The medical records of more than 160,000 adults in England and Wales indicated that people who described themselves as psychologically distressed were far more likely to succumb to cancer, especially of the pancreas, oesophagus and colon.
The likelihood of dying from leukaemia was also far more elevated among this group, the researchers found.
In a study published in the BMJ medical journal, the scientists were cautious in their conclusions, pointing out that a statistical link does not necessarily signify a cause-and-effect relationship between mood and cancer.
Their findings nevertheless added to the growing body of evidence that mental and physical health do not function on separate planes, and that one can influence the other.

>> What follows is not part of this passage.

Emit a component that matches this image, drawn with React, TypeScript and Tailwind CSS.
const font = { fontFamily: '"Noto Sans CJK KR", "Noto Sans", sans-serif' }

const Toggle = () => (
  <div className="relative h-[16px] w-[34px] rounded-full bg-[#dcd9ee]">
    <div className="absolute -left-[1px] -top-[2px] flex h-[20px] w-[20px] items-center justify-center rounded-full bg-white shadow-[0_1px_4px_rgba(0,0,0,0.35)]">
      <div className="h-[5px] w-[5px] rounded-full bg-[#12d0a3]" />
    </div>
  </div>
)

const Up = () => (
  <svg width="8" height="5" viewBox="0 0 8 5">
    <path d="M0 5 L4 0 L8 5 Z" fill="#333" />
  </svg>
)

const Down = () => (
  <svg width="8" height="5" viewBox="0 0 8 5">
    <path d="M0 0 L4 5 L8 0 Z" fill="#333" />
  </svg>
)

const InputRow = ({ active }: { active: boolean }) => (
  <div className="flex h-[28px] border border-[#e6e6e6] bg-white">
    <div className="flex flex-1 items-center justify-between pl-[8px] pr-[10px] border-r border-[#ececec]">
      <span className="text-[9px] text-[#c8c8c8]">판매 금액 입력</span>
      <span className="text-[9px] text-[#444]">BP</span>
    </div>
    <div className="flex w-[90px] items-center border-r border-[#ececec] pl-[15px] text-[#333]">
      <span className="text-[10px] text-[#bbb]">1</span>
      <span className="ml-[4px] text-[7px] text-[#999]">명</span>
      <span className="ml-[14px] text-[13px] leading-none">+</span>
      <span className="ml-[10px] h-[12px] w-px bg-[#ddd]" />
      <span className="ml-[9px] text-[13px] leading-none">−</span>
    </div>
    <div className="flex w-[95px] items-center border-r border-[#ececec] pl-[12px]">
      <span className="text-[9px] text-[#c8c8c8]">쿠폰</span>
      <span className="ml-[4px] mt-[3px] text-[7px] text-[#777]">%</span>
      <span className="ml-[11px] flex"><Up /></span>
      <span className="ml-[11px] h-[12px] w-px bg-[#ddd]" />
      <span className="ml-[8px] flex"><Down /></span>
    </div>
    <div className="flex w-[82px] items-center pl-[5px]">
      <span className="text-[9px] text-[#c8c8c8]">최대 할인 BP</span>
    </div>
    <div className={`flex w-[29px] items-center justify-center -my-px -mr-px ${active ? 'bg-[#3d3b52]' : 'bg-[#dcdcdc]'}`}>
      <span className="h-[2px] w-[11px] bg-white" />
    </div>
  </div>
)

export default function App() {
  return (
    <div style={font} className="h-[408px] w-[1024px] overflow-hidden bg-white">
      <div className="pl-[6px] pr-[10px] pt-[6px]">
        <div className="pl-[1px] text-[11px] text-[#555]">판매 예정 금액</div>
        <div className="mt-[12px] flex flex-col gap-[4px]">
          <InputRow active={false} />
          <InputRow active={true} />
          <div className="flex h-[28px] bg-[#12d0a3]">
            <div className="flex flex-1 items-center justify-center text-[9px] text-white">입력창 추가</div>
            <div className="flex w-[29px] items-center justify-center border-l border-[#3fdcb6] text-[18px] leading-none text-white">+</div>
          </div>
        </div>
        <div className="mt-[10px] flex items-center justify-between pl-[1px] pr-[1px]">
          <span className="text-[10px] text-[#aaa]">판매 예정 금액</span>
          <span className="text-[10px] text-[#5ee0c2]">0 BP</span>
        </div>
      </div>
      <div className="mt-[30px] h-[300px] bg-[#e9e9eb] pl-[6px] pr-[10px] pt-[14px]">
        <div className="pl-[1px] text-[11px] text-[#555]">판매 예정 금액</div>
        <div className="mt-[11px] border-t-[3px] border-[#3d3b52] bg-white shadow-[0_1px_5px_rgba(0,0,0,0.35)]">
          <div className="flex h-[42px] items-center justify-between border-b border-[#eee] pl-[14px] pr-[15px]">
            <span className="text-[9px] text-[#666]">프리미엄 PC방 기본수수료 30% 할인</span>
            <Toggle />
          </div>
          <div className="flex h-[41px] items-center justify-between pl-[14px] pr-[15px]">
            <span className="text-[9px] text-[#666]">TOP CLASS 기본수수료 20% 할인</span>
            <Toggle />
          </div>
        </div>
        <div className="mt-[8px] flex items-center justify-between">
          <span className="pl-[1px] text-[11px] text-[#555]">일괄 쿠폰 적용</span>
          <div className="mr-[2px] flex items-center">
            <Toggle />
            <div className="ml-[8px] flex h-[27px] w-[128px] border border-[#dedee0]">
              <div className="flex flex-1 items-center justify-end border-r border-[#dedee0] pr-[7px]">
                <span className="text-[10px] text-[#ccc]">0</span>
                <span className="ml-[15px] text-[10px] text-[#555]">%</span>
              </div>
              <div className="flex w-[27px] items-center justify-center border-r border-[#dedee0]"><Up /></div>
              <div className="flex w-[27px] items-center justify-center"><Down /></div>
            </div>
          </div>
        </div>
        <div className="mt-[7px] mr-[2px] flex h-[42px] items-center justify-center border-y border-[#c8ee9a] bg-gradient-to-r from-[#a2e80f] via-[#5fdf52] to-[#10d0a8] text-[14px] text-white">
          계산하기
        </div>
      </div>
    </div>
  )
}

While earlier research had shown that chronic depression and anxiety could help trigger heart disease and stroke, attempts to forge similar links between states of mind and cancer have yielded mixed results.
Four researchers, led by David Batty of University College London, set out to learn more by examining data from 16 long-term studies, covering 163,363 adults.

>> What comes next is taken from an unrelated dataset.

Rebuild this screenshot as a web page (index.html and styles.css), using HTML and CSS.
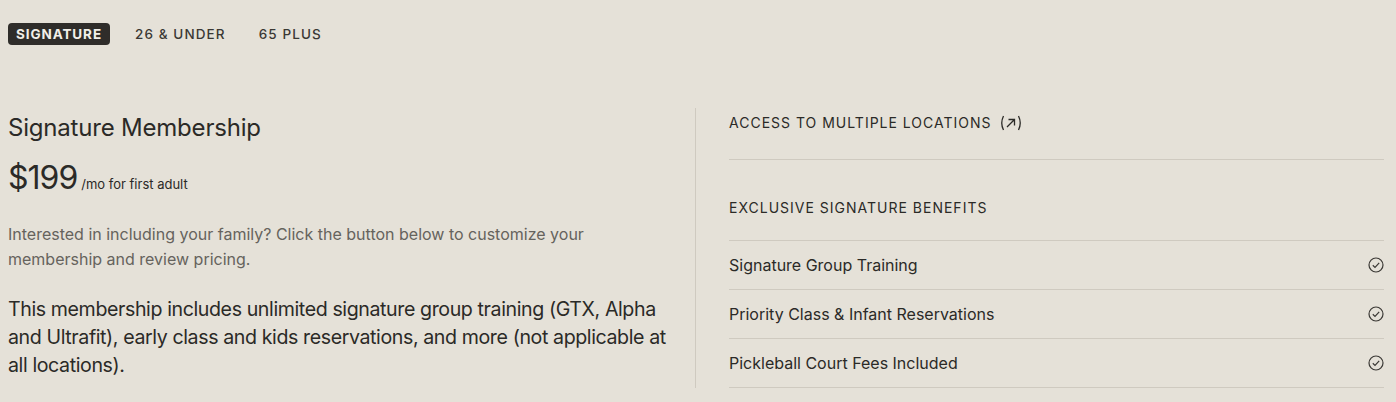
FILE: index.html
```html
<!DOCTYPE html>
<html lang="en">
<head>
    <meta charset="UTF-8">
    <meta name="viewport" content="width=device-width, initial-scale=1.0">
    <title>Memberships</title>
    <link rel="stylesheet" href="styles.css">
</head>
<body>
    <!-- Membership type tabs -->
    <nav class="tabs">
        <span class="tab active">SIGNATURE</span>
        <span class="tab">26 &amp; UNDER</span>
        <span class="tab">65 PLUS</span>
    </nav>

    <section class="plan">
        <div class="plan-info">
            <h2 class="plan-title">Signature Membership</h2>
            <div class="price"><span class="amount">$199</span> <span class="per">/mo for first adult</span></div>
            <p class="note">Interested in including your family? Click the button below to customize your membership and review pricing.</p>
            <p class="desc">This membership includes unlimited signature group training (GTX, Alpha and Ultrafit), early class and kids reservations, and more (not applicable at all locations).</p>
        </div>

        <div class="plan-benefits">
            <div class="access">
                ACCESS TO MULTIPLE LOCATIONS
                <svg class="ext" width="24" height="18" viewBox="0 0 24 18" fill="none" stroke="currentColor" stroke-width="1.3">
                    <path d="M4.5 2 Q1 9 4.5 16"/>
                    <path d="M19.5 2 Q23 9 19.5 16"/>
                    <path d="M8 13 L15.5 5.5 M9.5 5.5 H15.5 V11.5"/>
                </svg>
            </div>
            <h3 class="benefits-title">EXCLUSIVE SIGNATURE BENEFITS</h3>
            <ul class="benefits">
                <li>Signature Group Training <svg class="check" width="16" height="16" viewBox="0 0 16 16" fill="none" stroke="currentColor" stroke-width="1.2"><circle cx="8" cy="8" r="7"/><path d="M4.8 8.3 L7 10.4 L11.2 5.8"/></svg></li>
                <li>Priority Class &amp; Infant Reservations <svg class="check" width="16" height="16" viewBox="0 0 16 16" fill="none" stroke="currentColor" stroke-width="1.2"><circle cx="8" cy="8" r="7"/><path d="M4.8 8.3 L7 10.4 L11.2 5.8"/></svg></li>
                <li>Pickleball Court Fees Included <svg class="check" width="16" height="16" viewBox="0 0 16 16" fill="none" stroke="currentColor" stroke-width="1.2"><circle cx="8" cy="8" r="7"/><path d="M4.8 8.3 L7 10.4 L11.2 5.8"/></svg></li>
            </ul>
        </div>
    </section>
</body>
</html>
```

FILE: styles.css
```css
body {
    margin: 0;
    padding: 23px 12px 0 8px;
    background-color: #e5e1d8;
    color: #2b2a27;
    font-family: Inter, "Liberation Sans", sans-serif;
    overflow: hidden;
}
.tabs {
    display: flex;
    gap: 17px;
    align-items: center;
}
.tab {
    display: inline-block;
    padding: 4px 8px;
    font-size: 13.5px;
    font-weight: 500;
    letter-spacing: 1.1px;
    line-height: 14px;
    border-radius: 4px;
    color: #3a3834;
}
.tab.active {
    background-color: #2f2d2a;
    color: #f2efe8;
    font-weight: 700;
    letter-spacing: 0.9px;
}
.plan {
    display: flex;
    margin-top: 63px;
}
.plan-info {
    width: 688px;
    padding-top: 4px;
    padding-right: 18px;
    box-sizing: border-box;
    border-right: 1px solid #cfcac0;
}
.plan-title {
    margin: 0;
    font-size: 24px;
    font-weight: 400;
    line-height: 32px;
    letter-spacing: -0.2px;
}
.price {
    margin-top: 15px;
    display: flex;
    align-items: baseline;
}
.amount {
    font-size: 32px;
    line-height: 38px;
    letter-spacing: -1px;
}
.per {
    font-size: 13px;
    margin-left: 4px;
}
.note {
    margin: 25px 0 0;
    max-width: 600px;
    font-size: 16px;
    line-height: 25px;
    color: #66635d;
}
.desc {
    margin: 23px 0 0;
    font-size: 19.6px;
    line-height: 28px;
    letter-spacing: -0.4px;
}
.plan-benefits {
    flex: 1;
    padding-left: 33px;
}
.access {
    display: flex;
    align-items: center;
    gap: 7px;
    font-size: 14px;
    letter-spacing: 1px;
    line-height: 20px;
    padding: 5px 0 26px;
    border-bottom: 1px solid #cfcac0;
}
.benefits-title {
    margin: 38px 0 0;
    font-size: 14px;
    font-weight: 400;
    letter-spacing: 1px;
    line-height: 20px;
    padding-bottom: 22px;
    border-bottom: 1px solid #cfcac0;
}
.benefits {
    list-style: none;
    margin: 0;
    padding: 0;
}
.benefits li {
    display: flex;
    justify-content: space-between;
    align-items: center;
    height: 48px;
    font-size: 16px;
    border-bottom: 1px solid #cfcac0;
}
.check {
    color: #3a3834;
}
```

The participants were monitored for an average of nearly a decade, during which time more than 4,300 of them died of cancer.
Batty and his team studied raw data on psychological distress levels, lifestyle habits and cancer incidence, searching in particular for evidence of links between stress and cancers related to hormonal changes or lifestyle.
It has already been established that depression can disrupt hormonal balance to the extent of boosting natural cortisone concentrations and inhibiting DNA repair mechanisms – both of which weaken defences to cancer.
It is also well known that emotionally distressed people are more likely to smoke, drink and become obese – all of which are associated with a higher cancer risk.
But regardless of lifestyle, the researchers found that people who described themselves as depressed were more than twice as likely to succumb to pancreatic or oesophageal cancer, and nearly twice as likely to die of colon cancer. The rate for leukaemia was even higher.
The scientists could not discount the possibility that depression could be a result, rather than the cause of cancer, however.
“Distress might be a consequence of the early stages of the malignancy rather than a potential predictor,” they said.
Batty noted that further research was needed to confirm the link and tease out the causal connections.